"It profits me but little that a vigilant authority always protects the tranquillity of my pleasures and constantly averts all dangers from my path, without my care or concern, if this same authority is the absolute master of my liberty and my life."

--Alexis de Tocqueville, Democracy in America

Wednesday, March 20, 2013

Pope Francis As We Await Holy Week

Peggy Noonan has a good piece here about Pope Francis' first days:

It really is quite wonderful, what we’re hearing and seeing from Rome. The plain shoes. The plain watch. The slightly galumphy look as he does his walkabouts. The reason he took his name: “How I wish for a poor church, and for a church for the poor.” The report I received of his taking the employee elevator in the Vatican, not the papal one— “Your Holiness!” exclaimed a surprised Swiss Guard. His kissing of the hands of his “brother cardinals” after they would attempt to kiss his ring. The sweetness of his plunging into the crowds. His stopping the jeep Tuesday morning when he was riding around St. Peter’s Square: He saw a disabled man being held by a friend, and stopped to show affection and gratitude. The surprise walkabout Sunday at church. The surprise phone call he made to thousands of Argentines who held an all-night prayer vigil for him Monday in Buenos Aires: “Thank you for praying, for your prayers, which I need a lot.”
All this can be called mere symbolism but it’s good symbolism, and good Francis knows it is needed.
 
That's an important note there at the end.   Symbolism isn't everything, but it does matter.   Given the current climate, doing a series of symbolic acts (I actually think it's just the goodness of his nature) that will make it difficult to caricature him in the future, is very smart.  

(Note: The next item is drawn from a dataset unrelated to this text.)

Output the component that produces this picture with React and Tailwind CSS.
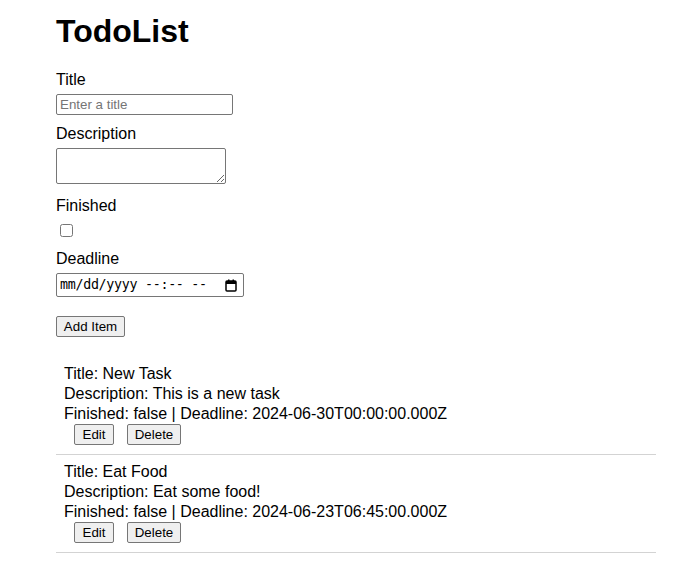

Here's another good piece from Jody Bottum:

Jorge Bergoglio... is an advocate of the poor who has consistently opposed the Argentinian government’s ostensible programs for the poor. A social activist who rejects most social reform. A churchman who refused many of the elaborate trappings of his office while promoting the power of the church. A populist who denies almost every request for an interview. A leftist who denounces the state power and cultural changes demanded by the left. A reactionary who despises the accumulation of wealth and the libertarian freedoms praised by the right. No attempt to impose liberal and conservative definitions on him will succeed. Pope Francis simply won’t fit in those categories, mostly because the ancient religious insights of Christianity—taken, as he takes them, in their undiluted form—cannot find an easy place in the modern world.
All of which makes him quite possibly a saint, in the mode of his namesake, Francis of Assisi.
Well, I don't know about that last bit, and I'm pretty sure that Pope Francis would scoff at it himself.   My take on him is that his humility is real, and comes from a true identify as a man of God at the service of his fellow men.   But I think the part about how the categories of right and left won't fit him is exactly right.   A church that radically stands for the dignity of every human person will not easily fit within any of the current political parties in the Western world.  

Should be a very interesting holy week this year.